Performance Comparison on Cora

Model	Test Accuracy	Parameters	Training Time (200 epochs)
MLP (no edges)	~57%	~92K	~2s
GCN (2 layers, 16 hidden)	~81%	~23K	~4s
GAT (8 heads, 8 hidden)	~83%	~92K	~12s
GraphSAGE (mean, 16 hidden)	~80%	~47K	~5s

Key Findings

Graph structure is critical: The 24-percentage-point gap between MLP (57%) and GCN (81%) demonstrates that citation links carry substantial information about paper topics. Connected papers are likely to share the same topic.
Attention provides modest gains: GAT outperforms GCN by about 2 percentage points. The learned attention weights allow the model to focus on the most relevant citations, particularly useful when a paper cites works from multiple fields.
Low-degree nodes benefit most from graph structure: Nodes with very few connections show the largest improvement when switching from MLP to GCN. The graph structure compensates for limited node features by borrowing information from neighbors.
High-degree nodes can suffer from over-smoothing: Nodes with many connections aggregate a diverse set of features, which can dilute their representation.
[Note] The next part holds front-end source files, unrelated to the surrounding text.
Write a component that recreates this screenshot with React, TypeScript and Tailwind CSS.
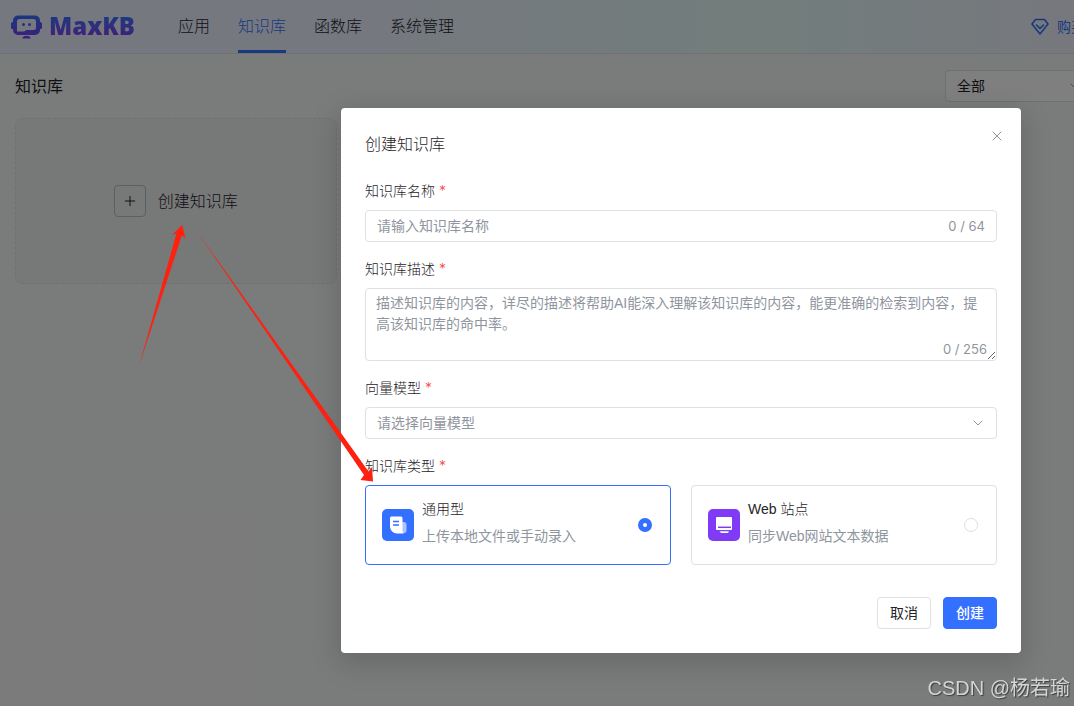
import { useState } from 'react';
import type { ReactNode } from 'react';
import { ChevronDown, Plus, X } from 'lucide-react';
import clsx from 'clsx';

const NAV = ['应用', '知识库', '函数库', '系统管理'];

const NAME_MAX = 64;
const DESC_MAX = 256;

function Logo() {
  return (
    <a href="#" className="flex w-[122px] items-center gap-[7px]">
      <svg width="31" height="24" viewBox="0 0 31 24" fill="none" className="shrink-0">
        <defs>
          <linearGradient id="logo" x1="0" y1="0" x2="0" y2="24" gradientUnits="userSpaceOnUse">
            <stop stopColor="#3370ff" />
            <stop offset="1" stopColor="#7f3bf5" />
          </linearGradient>
        </defs>
        <rect x="0" y="7" width="4" height="7" rx="1.5" fill="url(#logo)" />
        <rect x="27" y="7" width="4" height="7" rx="1.5" fill="url(#logo)" />
        <path
          fillRule="evenodd"
          fill="url(#logo)"
          d="M7 0.500h17a5 5 0 0 1 5 5v9.500a5 5 0 0 1-5 5H7a5 5 0 0 1-5-5V5.500a5 5 0 0 1 5-5zM8.500 4A2.500 2.500 0 0 0 6 6.500V16.500H13L15.500 15h7a2.500 2.500 0 0 0 2.500-2.500v-6A2.500 2.500 0 0 0 22.500 4z"
        />
        <circle cx="12.500" cy="9.500" r="1.500" fill="url(#logo)" />
        <circle cx="18.500" cy="9.500" r="1.500" fill="url(#logo)" />
        <path d="M13 21h5l2 2.500h-9z" fill="url(#logo)" />
      </svg>
      <span className="bg-linear-to-b from-[#3370ff] from-20% to-[#7f3bf5] to-80% bg-clip-text pb-0.5 font-['Open_Sans',sans-serif] text-2xl leading-8 font-extrabold text-transparent">
        MaxKB
      </span>
    </a>
  );
}

function Header() {
  return (
    <header className="flex h-[54px] items-stretch border-b border-[#dee0e3] bg-[linear-gradient(90deg,#ebf1ff_24%,#e5fbf8_56%,#f2ebfe_90%)] pr-[277px] pl-[11px]">
      <Logo />
      <nav className="ml-[45px] flex gap-7">
        {NAV.map((item) => (
          <a
            key={item}
            href="#"
            className={clsx(
              'flex items-center border-b-3 border-t-3 border-t-transparent text-base',
              item === '知识库' ? 'border-b-[#3370ff] text-[#3370ff]' : 'border-b-transparent',
            )}
          >
            {item}
          </a>
        ))}
      </nav>
      <button type="button" className="ml-auto flex items-center gap-2 text-sm font-normal text-[#3370ff]">
        <svg width="18" height="18" viewBox="0 0 18 18" fill="none" stroke="currentColor" strokeWidth="1.600" strokeLinejoin="round" strokeLinecap="round">
          <path d="M4.500 1.500h9l3.500 4.500L9 16 1 6z" />
          <path d="M5.500 7 9 10.500 12.500 7" />
        </svg>
        购买
      </button>
    </header>
  );
}

function Required() {
  return <span className="font-['Inter',sans-serif] text-[#f54a45]">*</span>;
}

function Field({ id, label, children }: { id: string; label: string; children: ReactNode }) {
  return (
    <div className="flex flex-col gap-2">
      <label htmlFor={id} className="text-sm leading-[22px]">
        {label} <Required />
      </label>
      {children}
    </div>
  );
}

type TypeCardProps = {
  title: string;
  desc: string;
  icon: ReactNode;
  checked: boolean;
  onSelect: () => void;
};

function TypeCard({ title, desc, icon, checked, onSelect }: TypeCardProps) {
  return (
    <label
      className={clsx(
        'flex h-20 flex-1 cursor-pointer items-center gap-2 rounded border pr-[18px] pl-4',
        checked ? 'border-[#3370ff]' : 'border-[#dee0e3]',
      )}
    >
      {icon}
      <span className="flex flex-1 flex-col gap-1 self-start pt-3 text-sm">
        <span className="leading-[22px]">{title}</span>
        <span className="leading-6 font-normal text-[#8f959e]">{desc}</span>
      </span>
      <input
        type="radio"
        name="type"
        checked={checked}
        onChange={onSelect}
        className="size-[14px] appearance-none rounded-full border border-[#dcdfe6] bg-white checked:border-5 checked:border-[#3370ff]"
      />
    </label>
  );
}

function DocIcon() {
  return (
    <svg width="32" height="32" viewBox="0 0 32 32">
      <rect width="32" height="32" rx="5" fill="#3370ff" />
      <path d="M19 13h3a2.500 2.500 0 0 1 2.500 2.500v6A2.500 2.500 0 0 1 22 24h-4z" fill="#a9c4ff" />
      <path d="M8 9a1.500 1.500 0 0 1 1.500-1.500H19a1.500 1.500 0 0 1 1.500 1.500v12.500A3 3 0 0 0 22 24.500h-7a7 7 0 0 1-7-7z" fill="#fff" />
      <path d="M11 12.500h6M11 16h6" stroke="#3370ff" strokeWidth="1.300" />
    </svg>
  );
}

function WebIcon() {
  return (
    <svg width="32" height="32" viewBox="0 0 32 32">
      <rect width="32" height="32" rx="5" fill="#7f3bf5" />
      <path d="M9 8h14a1 1 0 0 1 1 1v11a1 1 0 0 1-1 1H9a1 1 0 0 1-1-1V9a1 1 0 0 1 1-1z" fill="#fff" />
      <path d="M10 18.300h13" stroke="#7f3bf5" strokeWidth="1.500" />
      <path d="M11.500 22.300h9.500l-1 1.700h-7z" fill="#fff" />
    </svg>
  );
}

function CreateDialog() {
  const [name, setName] = useState('');
  const [desc, setDesc] = useState('');
  const [type, setType] = useState<'base' | 'web'>('base');

  return (
    <form
      role="dialog"
      aria-labelledby="dialog-title"
      className="relative w-[680px] rounded bg-white p-6 shadow-[0_8px_28px_4px_rgba(0,0,0,0.14)]"
    >
      <button type="button" aria-label="关闭" className="absolute top-5 right-4 text-[#8f959e]">
        <X size={16} strokeWidth={1.5} />
      </button>
      <h2 id="dialog-title" className="mb-[22px] text-base leading-[26px]">创建知识库</h2>

      <div className="flex flex-col gap-4">
        <Field id="name" label="知识库名称">
          <div className="flex h-8 items-center rounded border border-[#dee0e3] px-[11px] font-normal">
            <input
              id="name"
              value={name}
              maxLength={NAME_MAX}
              onChange={(e) => setName(e.target.value)}
              placeholder="请输入知识库名称"
              className="flex-1 text-sm outline-none placeholder:text-[#8f959e]"
            />
            <span className="font-['Inter',sans-serif] text-[13px] leading-4 text-[#8f959e]">{name.length} / {NAME_MAX}</span>
          </div>
        </Field>

        <Field id="desc" label="知识库描述">
          <div className="relative flex font-normal">
            <textarea
              id="desc"
              value={desc}
              maxLength={DESC_MAX}
              onChange={(e) => setDesc(e.target.value)}
              placeholder="描述知识库的内容，详尽的描述将帮助AI能深入理解该知识库的内容，能更准确的检索到内容，提高该知识库的命中率。"
              className="h-[73px] w-full resize-y rounded border border-[#dee0e3] px-[10px] py-1 text-sm leading-[21px] outline-none placeholder:text-[#8f959e]"
            />
            <span className="absolute right-[10px] bottom-1 font-['Inter',sans-serif] text-[13px] leading-4 text-[#8f959e]">
              {desc.length} / {DESC_MAX}
            </span>
          </div>
        </Field>

        <Field id="model" label="向量模型">
          <div className="relative flex">
            <select
              id="model"
              className="h-8 w-full appearance-none rounded border border-[#dee0e3] bg-white px-[11px] text-sm font-normal text-[#8f959e]"
            >
              <option>请选择向量模型</option>
            </select>
            <ChevronDown size={16} strokeWidth={1.5} className="pointer-events-none absolute top-2 right-[11px] text-[#8f959e]" />
          </div>
        </Field>

        <fieldset>
          <legend className="mb-2 text-sm leading-[22px]">
            知识库类型 <Required />
          </legend>
          <div className="flex gap-5">
            <TypeCard
              title="通用型"
              desc="上传本地文件或手动录入"
              icon={<DocIcon />}
              checked={type === 'base'}
              onSelect={() => setType('base')}
            />
            <TypeCard
              title="Web 站点"
              desc="同步Web网站文本数据"
              icon={<WebIcon />}
              checked={type === 'web'}
              onSelect={() => setType('web')}
            />
          </div>
        </fieldset>
      </div>

      <div className="mt-8 flex justify-end gap-3 text-sm">
        <button type="button" className="h-8 rounded border border-[#dee0e3] px-3 font-normal">取消</button>
        <button type="button" className="h-8 rounded border border-[#3370ff] bg-[#3370ff] px-3 font-medium text-white">
          创建
        </button>
      </div>
    </form>
  );
}

// Hand-drawn pointers: card -> dialog type
function Arrows() {
  return (
    <svg className="pointer-events-none absolute inset-0 h-full w-full" fill="#ff2010">
      <path d="M139 366 176.500 233.500 172 235 182 225 185.500 238 181.800 235.500z" />
      <path d="M196 230 364 475 360.500 480 373 481.500 372 467 368.500 471.500z" />
    </svg>
  );
}

export default function App() {
  return (
    <div className="overflow-x-hidden font-['Liberation_Sans','Noto_Sans_CJK_SC',sans-serif] font-light text-[#1f2329]">
      <div className="relative min-h-screen min-w-[1362px] bg-[#f5f6f7]">
        <Header />
        <main className="flex flex-col gap-4 px-[15px] py-4">
          <div className="flex items-center justify-between pr-[253px]">
            <h1 className="pt-0.5 text-base leading-[26px] font-normal">知识库</h1>
            <div className="relative flex">
              <select
                aria-label="筛选"
                className="h-8 w-[149px] appearance-none rounded border border-[#dee0e3] bg-white px-[11px] text-sm font-normal"
              >
                <option>全部</option>
              </select>
              <ChevronDown size={16} strokeWidth={1.5} className="pointer-events-none absolute top-2 right-[11px] text-[#8f959e]" />
            </div>
          </div>
          <div className="grid grid-cols-4 gap-[15px]">
            <button
              type="button"
              className="flex h-[166px] items-center justify-center gap-3 rounded-lg border border-dashed border-[#dee0e3] bg-[#eff0f1] text-base"
            >
              <span className="flex size-8 items-center justify-center rounded border border-[#bbbfc4]">
                <Plus size={16} strokeWidth={1.5} />
              </span>
              <span className="pt-0.5">创建知识库</span>
            </button>
          </div>
        </main>

        <div className="absolute inset-0 flex items-start justify-center bg-black/50 pt-[108px]">
          <CreateDialog />
        </div>
        <Arrows />
      </div>
      <div className="fixed right-1 bottom-1 font-['Liberation_Sans','Noto_Sans_CJK_SC',sans-serif] text-xl font-normal text-[#d4d4d4] [text-shadow:1px_1px_1px_rgba(0,0,0,0.5)]">
        CSDN @杨若瑜
      </div>
    </div>
  );
}
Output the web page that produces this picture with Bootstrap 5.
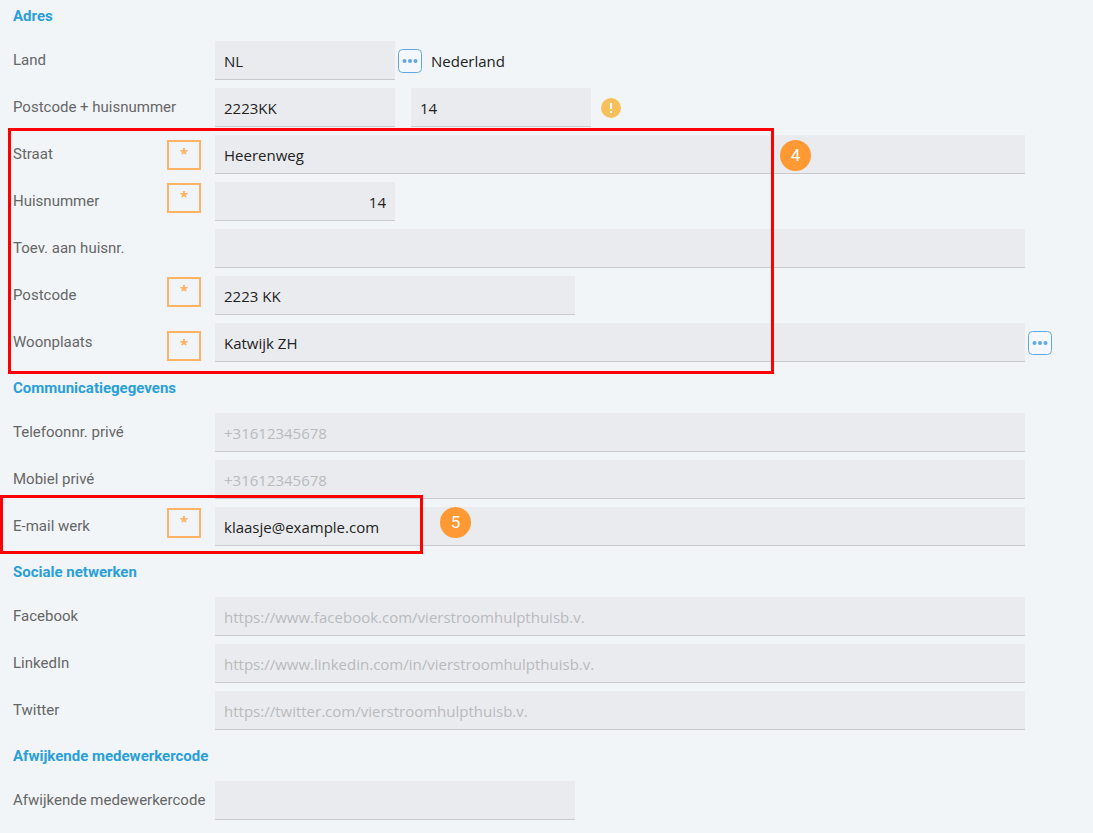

GAT mitigates this by attending selectively.
Feature quality matters: Replacing bag-of-words features with random features reduces GCN accuracy from 81% to about 65%. The graph structure alone is not sufficient---good node features and graph structure are complementary.

Attention Weight Analysis

Examining GAT attention weights reveals interpretable patterns: - Papers tend to attend most strongly to papers in the same topic area - High-degree hub papers (frequently cited surveys) receive moderate but consistent attention from many nodes - Cross-topic citations receive lower attention weights, suggesting the model learns to filter noise from off-topic references

Lessons Learned

Semi-supervised learning on graphs is remarkably data-efficient: With only 20 labeled examples per class, GNNs achieve 80%+ accuracy by leveraging graph structure to propagate information.
Model depth is limited: Adding a third GCN layer does not improve accuracy on Cora and may even hurt. This is consistent with over-smoothing: Cora's average path length is short, so 2 hops already captures most of the relevant neighborhood.
Transductive vs. inductive matters: On Cora's fixed split, GCN and GAT achieve similar performance. For inductive settings (new nodes at test time), GraphSAGE and GAT are preferred over GCN.
Hyperparameter sensitivity: GAT is more sensitive to learning rate and dropout than GCN. The attention mechanism benefits from higher dropout (0.6 vs. 0.5) and lower learning rate (0.005 vs. 0.01).
Standard benchmarks have limitations: The Cora/Citeseer/Pubmed benchmarks are small and highly homophilic. Performance on these datasets does not always predict performance on larger, more heterogeneous real-world graphs.